Exercise goal: Pick out the lines in the listing below that contain the word "this" and copy them.

Data shown:
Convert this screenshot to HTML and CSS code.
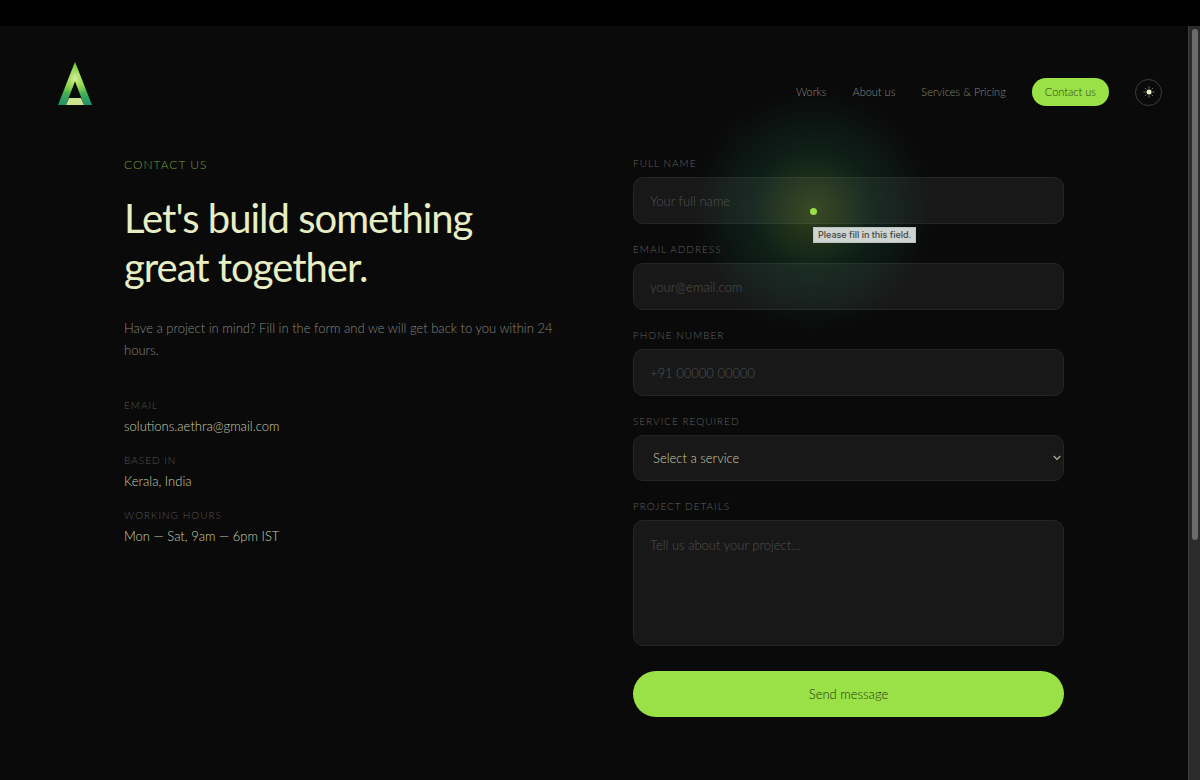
FILE: index.html
```
<!DOCTYPE html>
<html lang="en">
<head>
  <meta charset="UTF-8" />
  <meta name="viewport" content="width=device-width, initial-scale=1.0" />
  <title>Contact | Aethra</title>
  <link rel="stylesheet" href="styles.css">
</head>
<body>

  <div class="topbar"></div>

  <div class="viewport">
    <div class="page">

      <header class="navbar">
        <a class="logo" href="#" aria-label="Aethra">
          <svg width="34" height="44" viewBox="0 0 34 44">
            <defs>
              <linearGradient id="leg" x1="0" y1="0" x2="0" y2="1">
                <stop offset="0" stop-color="#5fc63a" />
                <stop offset="0.5" stop-color="#86d63f" />
                <stop offset="0.75" stop-color="#3fae5a" />
                <stop offset="1" stop-color="#1f8f6a" />
              </linearGradient>
              <radialGradient id="shine" cx="0.5" cy="0.38" r="0.42">
                <stop offset="0" stop-color="#dceda0" />
                <stop offset="1" stop-color="#9ae047" stop-opacity="0" />
              </radialGradient>
            </defs>
            <path d="M17 0 L34 43 H26 L17 19 L8 43 H0 Z" fill="url(#leg)" />
            <path d="M17 0 L34 43 H26 L17 19 L8 43 H0 Z" fill="url(#shine)" />
            <path d="M11 36 H23 L26 43 H8 Z" fill="#cfe38f" />
          </svg>
        </a>
        <nav class="links">
          <a href="#">Works</a>
          <a href="#">About us</a>
          <a href="#">Services &amp; Pricing</a>
          <a href="#" class="active">Contact us</a>
          <button class="theme" type="button" aria-label="Toggle theme">
            <svg width="12" height="12" viewBox="0 0 12 12">
              <circle cx="6" cy="6" r="2.5" fill="#e8eec4" />
              <path d="M6 .5V2.5M6 9.5V11.5M.5 6H2.5M9.5 6H11.5M2.1 2.1L3.4 3.4M8.6 8.6L9.9 9.9M9.9 2.1L8.6 3.4M3.4 8.6L2.1 9.9" stroke="#a5aa8b" stroke-width=".7" />
            </svg>
          </button>
        </nav>
      </header>

      <main class="contact">
        <section class="intro">
          <p class="tag">CONTACT US</p>
          <h1>Let's build something great together.</h1>
          <p class="lead">Have a project in mind? Fill in the form and we will get back to you within 24 hours.</p>
          <dl class="info">
            <div>
              <dt>EMAIL</dt>
              <dd>solutions.aethra@gmail.com</dd>
            </div>
            <div>
              <dt>BASED IN</dt>
              <dd>Kerala, India</dd>
            </div>
            <div>
              <dt>WORKING HOURS</dt>
              <dd>Mon — Sat, 9am — 6pm IST</dd>
            </div>
          </dl>
        </section>

        <form class="form">
          <div class="field">
            <label for="name">FULL NAME</label>
            <input type="text" id="name" placeholder="Your full name" required />
          </div>
          <div class="field">
            <label for="email">EMAIL ADDRESS</label>
            <input type="email" id="email" placeholder="your@email.com" required />
          </div>
          <div class="field">
            <label for="phone">PHONE NUMBER</label>
            <input type="tel" id="phone" placeholder="+91 00000 00000" />
          </div>
          <div class="field">
            <label for="service">SERVICE REQUIRED</label>
            <select id="service">
              <option>Select a service</option>
            </select>
          </div>
          <div class="field">
            <label for="details">PROJECT DETAILS</label>
            <textarea id="details" placeholder="Tell us about your project..."></textarea>
          </div>
          <button class="send" type="submit">Send message</button>
        </form>
      </main>

    </div>

    <div class="scrollbar"><div class="thumb"></div></div>
  </div>

  <!-- Cursor -->
  <div class="glow"></div>
  <div class="dot"></div>
  <div class="tooltip">Please fill in this field.</div>

</body>
</html>
```
FILE: styles.css
```
* {
  box-sizing: border-box;
  margin: 0;
  padding: 0;
}

body {
  background: #0a0a0a;
  color: #e8eec4;
  font-family: 'Lato', sans-serif;
  font-weight: 300;
  height: 100vh;
  display: flex;
  flex-direction: column;
  overflow: hidden;
}

.topbar {
  height: 26px;
  flex-shrink: 0;
  background: #000;
}

.viewport {
  flex: 1;
  min-height: 0;
  display: flex;
}

.page {
  flex: 1;
  overflow: hidden;
}

/* Navbar */
.navbar {
  display: flex;
  justify-content: space-between;
  align-items: flex-start;
  padding: 36px 26px 0 58px;
}

.logo svg {
  display: block;
}

.links {
  display: flex;
  align-items: center;
  gap: 26px;
  padding-top: 16px;
}

.links a {
  color: #85877a;
  font-size: 11px;
  line-height: 16px;
  text-decoration: none;
}

.links .active {
  background: #9ae047;
  color: #2a4410;
  padding: 6px 13px;
  border-radius: 14px;
}

.theme {
  width: 27px;
  height: 27px;
  display: flex;
  align-items: center;
  justify-content: center;
  background: none;
  border: 1px solid #3d3e35;
  border-radius: 50%;
}

/* Contact */
.contact {
  display: grid;
  grid-template-columns: 1fr 1fr;
  gap: 78px;
  max-width: 940px;
  margin: 0 auto;
  padding-top: 51px;
}

.tag {
  color: #6f9f38;
  font-size: 12px;
  line-height: 16px;
  letter-spacing: 1px;
}

h1 {
  margin: 21px 0 25px;
  font-size: 40px;
  font-weight: 400;
  line-height: 49px;
  letter-spacing: -1px;
}

.lead {
  color: #858580;
  font-size: 13px;
  line-height: 22px;
}

.info {
  display: flex;
  flex-direction: column;
  gap: 19px;
  margin-top: 38px;
}

.info dt {
  color: #555;
  font-size: 10px;
  line-height: 13px;
  letter-spacing: 1px;
}

.info dd {
  margin-top: 5px;
  color: #c8ccab;
  font-size: 13px;
  line-height: 18px;
}

/* Form */
.form {
  display: flex;
  flex-direction: column;
  gap: 19px;
}

.field {
  display: flex;
  flex-direction: column;
  gap: 7px;
}

.field label {
  color: #606060;
  font-size: 10px;
  line-height: 13px;
  letter-spacing: 1px;
}

.field input,
.field select,
.field textarea {
  width: 100%;
  height: 47px;
  padding: 0 16px;
  background: #181818;
  border: 1px solid #252525;
  border-radius: 10px;
  color: #c8ccab;
  font-family: inherit;
  font-size: 13px;
  font-weight: 300;
  outline: none;
}

.field ::placeholder {
  color: #505050;
}

.field select {
  height: 46px;
  padding-left: 19px;
  appearance: none;
  background: #181818 url("data:image/svg+xml,%3Csvg xmlns='http://www.w3.org/2000/svg' width='8' height='6' fill='none' stroke='%23b5b99a' stroke-width='1.2'%3E%3Cpath d='M.7 1L4 4.4L7.3 1'/%3E%3C/svg%3E") no-repeat right 2px center;
}

.field textarea {
  display: block;
  height: 126px;
  padding: 16px;
  resize: none;
}

.send {
  height: 46px;
  margin-top: 6px;
  background: #9ae047;
  border: none;
  border-radius: 23px;
  color: #243a0e;
  font-family: inherit;
  font-size: 13px;
  font-weight: 300;
}

/* Scrollbar */
.scrollbar {
  width: 12px;
  padding: 3px 2px 0 3px;
  background: #2c2c2c;
  border-left: 1px solid #3e3e3e;
}

.thumb {
  width: 6px;
  height: 68%;
  background: #6b6b6b;
  border-radius: 3px;
}

/* Cursor */
.glow,
.dot,
.tooltip {
  position: absolute;
  pointer-events: none;
}

.glow {
  left: 693px;
  top: 91px;
  width: 240px;
  height: 240px;
  border-radius: 50%;
  background: radial-gradient(closest-side, rgba(154, 225, 71, 0.25), rgba(34, 139, 94, 0.17) 50%, transparent);
}

.dot {
  left: 810px;
  top: 208px;
  width: 7px;
  height: 7px;
  border-radius: 50%;
  background: #9ae047;
}

.tooltip {
  left: 813px;
  top: 227px;
  padding: 0 4px;
  background: #ced4d1;
  border: 1px solid #bcc2bf;
  color: #444;
  font-family: 'Inter', sans-serif;
  font-size: 9px;
  font-weight: 500;
  line-height: 14px;
  white-space: nowrap;
}
```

Reply to the exercise:
Convert this screenshot to HTML and CSS code.
  <div class="tooltip">Please fill in this field.</div>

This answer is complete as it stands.